Law-of-AttractionAllison Leotta’s first novel featuring prosecuting attorney Anna Curtis is a hard- to-stop-reading type thriller, with an interesting central character and a tight plot. Leotta’s Anna has a background including domestic violence – her father beating her mother – and she’s become an attorney for that very reason: to help people like her mother. As the book opens she is on “papering room” duty – processing papers as cases come in, and one of them involves a bleeding young woman who has been beaten by her boyfriend.

Any novel that wants to grab and hold the reader’s attention needs to make the reader feel something for the eventual victim. In this case the young woman, Laprea, is caught up in a cycle of violence with the father of her children, D’marco. Anna’s heart goes out to the young woman as she encourages her to bring charges. When the case eventually does come to court, however, Laprea has had a change of heart, and she recants. Everyone, even Anna, understands what has happened, especially as Laprea and D’marco take off from the front of the courthouse together.

Taking place in real time, it’s sometimes months between incidents, through Leotta telescopes the time so the pacing of the novel is swift. When the inevitable happens and Laprea is killed, the obvious suspect is the one who is arrested, and that’s the last obvious thing that happens as the plot begins to twist from that point on.

Along with her work life, Anna dates an defense attorney she breaks up with as he’s the one defending D’marco.

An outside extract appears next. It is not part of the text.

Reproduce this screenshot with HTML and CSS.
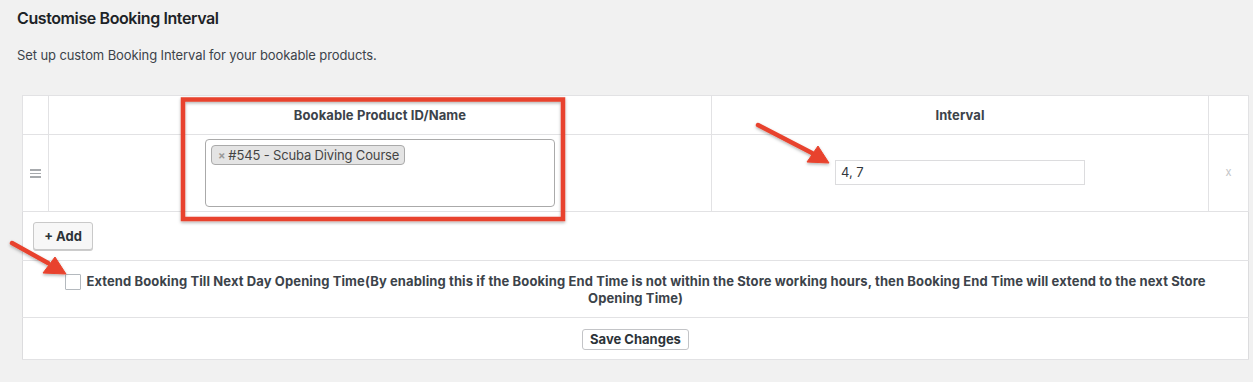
FILE: index.html
```html
<!DOCTYPE html>
<html>
<head>
<meta charset="utf-8">
<link rel="stylesheet" href="styles.css">
</head>
<body>
<div class="page">
  <h2 class="title">Customise Booking Interval</h2>
  <p class="desc">Set up custom Booking Interval for your bookable products.</p>
  <table class="grid">
    <colgroup>
      <col class="c-sort"><col class="c-prod"><col class="c-int"><col class="c-rm">
    </colgroup>
    <thead>
      <tr class="head">
        <th></th>
        <th>Bookable Product ID/Name</th>
        <th>Interval</th>
        <th></th>
      </tr>
    </thead>
    <tbody>
      <tr class="item">
        <td class="sort"><span class="handle"><i></i><i></i><i></i></span></td>
        <td class="prod">
          <div class="select">
            <span class="tag"><span class="tag-x">×</span>#545 - Scuba Diving Course</span>
          </div>
        </td>
        <td class="int"><div class="input">4, 7</div></td>
        <td class="rm">x</td>
      </tr>
    </tbody>
    <tfoot>
      <tr class="addrow"><td colspan="4"><span class="btn add">+ Add</span></td></tr>
      <tr class="checkrow"><td colspan="4"><span class="check"></span>Extend Booking Till Next Day Opening Time(By enabling this if the Booking End Time is not within the Store working hours, then Booking End Time will extend to the next Store Opening Time)</td></tr>
      <tr class="saverow"><td colspan="4"><span class="btn save">Save Changes</span></td></tr>
    </tfoot>
  </table>
</div>
<svg class="annot" width="1253" height="382" viewBox="0 0 1253 382">
  <defs>
    <filter id="sh" x="-20%" y="-20%" width="140%" height="140%">
      <feDropShadow dx="0" dy="1.5" stdDeviation="1.5" flood-color="#000" flood-opacity="0.3"/>
    </filter>
  </defs>
  <g filter="url(#sh)" fill="#e8432d" stroke="#e8432d">
    <rect x="183" y="99.5" width="380" height="119.5" fill="none" stroke-width="4.5"/>
    <line x1="758" y1="125" x2="812" y2="153" stroke-width="4.5" stroke-linecap="round"/>
    <polygon points="829,163 807,162 818,146" stroke-width="1" stroke-linejoin="round"/>
    <line x1="12" y1="243" x2="48" y2="263" stroke-width="4.5" stroke-linecap="round"/>
    <polygon points="66,274 43,273 55,257" stroke-width="1" stroke-linejoin="round"/>
  </g>
</svg>
</body>
</html>
```

FILE: styles.css
```css
html, body {
  margin: 0;
  padding: 0;
}
body {
  background: #f1f1f1;
  font-family: Inter, "Noto Sans", "Liberation Sans", sans-serif;
  color: #3c434a;
  position: relative;
  width: 1253px;
  height: 382px;
  overflow: hidden;
}
.page {
  padding: 0 5px 0 17px;
}
.title {
  margin: 0;
  padding-top: 8px;
  font-size: 16px;
  line-height: 21px;
  font-weight: 600;
  color: #1d2327;
  letter-spacing: -0.4px;
}
.desc {
  margin: 17px 0 0 0;
  font-size: 13px;
  line-height: 18px;
  color: #3c434a;
  letter-spacing: -0.1px;
}
.grid {
  margin: 31px 0 0 5px;
  width: 1226px;
  border-collapse: collapse;
  table-layout: fixed;
  background: #fff;
  border: 1px solid #dcdcde;
}
.c-sort { width: 26px; }
.c-prod { width: 663px; }
.c-int { width: 497px; }
.c-rm { width: 40px; }
.grid th, .grid td {
  padding: 0;
  border: 1px solid #e2e2e4;
}
.head th {
  height: 38px;
  font-size: 13px;
  font-weight: 700;
  color: #3c434a;
  text-align: center;
  vertical-align: middle;
  letter-spacing: 0.1px;
}
.item td {
  vertical-align: top;
}
.sort {
  text-align: center;
}
.handle {
  display: inline-flex;
  flex-direction: column;
  gap: 2px;
  width: 11px;
  margin-top: 34px;
}
.handle i {
  display: block;
  height: 1.5px;
  background: #a7aaad;
}
.select {
  display: block;
  box-sizing: border-box;
  width: 350px;
  height: 68px;
  margin: 4px auto 4px;
  border: 1px solid #aaa;
  border-radius: 4px;
  background: #fff;
  padding: 3px 5px 5px;
  text-align: left;
}
.tag {
  display: inline-flex;
  align-items: center;
  box-sizing: border-box;
  height: 20px;
  padding: 0 5px 0 6px;
  background: #e4e4e4;
  border: 1px solid #aaa;
  border-radius: 4px;
  font-size: 13px;
  color: #444;
  letter-spacing: -0.15px;
}
.tag-x {
  color: #999;
  font-size: 11px;
  font-weight: 700;
  margin-right: 3px;
}
.input {
  display: block;
  box-sizing: border-box;
  width: 250px;
  height: 25px;
  margin: 25px auto 0;
  border: 1px solid #dcdcde;
  padding: 0 0 0 5px;
  font-size: 13px;
  line-height: 23px;
  text-align: left;
  color: #32373c;
}
.rm {
  text-align: center;
  color: #c3c4c7;
  font-size: 11px;
  padding-top: 30px !important;
}
.grid tfoot td {
  border-left: none;
  border-right: none;
}
.addrow td {
  height: 48px;
  padding: 0 0 0 10px;
  vertical-align: middle;
}
.btn {
  display: inline-flex;
  align-items: center;
  justify-content: center;
  box-sizing: border-box;
  border: 1px solid #c9c9c9;
  border-radius: 3px;
  background: #f7f7f7;
  color: #2c3338;
  font-weight: 700;
  font-size: 13px;
}
.add {
  width: 60px;
  height: 28px;
  box-shadow: 0 1px 0 #ccc;
  vertical-align: middle;
}
.checkrow td {
  height: 57px;
  padding: 12px 30px 10px;
  box-sizing: border-box;
  text-align: center;
  font-size: 13px;
  font-weight: 700;
  line-height: 17px;
  color: #3c434a;
  vertical-align: top;
  letter-spacing: 0.11px;
}
.check {
  display: inline-block;
  width: 16px;
  height: 16px;
  box-sizing: border-box;
  border: 1px solid #b4b9be;
  border-radius: 1px;
  background: #fff;
  vertical-align: -4px;
  margin-right: 5px;
}
.saverow td {
  height: 41px;
  text-align: center;
  vertical-align: middle;
}
.save {
  width: 107px;
  height: 21px;
  background: #fff;
  border-color: #c3c4c7;
  vertical-align: middle;
}
.annot {
  position: absolute;
  top: 0;
  left: 0;
  pointer-events: none;
}
```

She can’t stomach that. She and her boss become close but there are all kinds of road blocks, including a decision of Anna’s that sends her back to the purgatory of the papering room.

This is a zippy novel that had me flipping pages faster and faster – especially toward the end – to find out what happened next. Anna has a Michigan connection (she grew up in the Flint area) and the newest novel in her saga, A Good Killing, is set in Michigan almost entirely. This is a book by a home-state girl made good, and I look forward to more installments from this skillful author.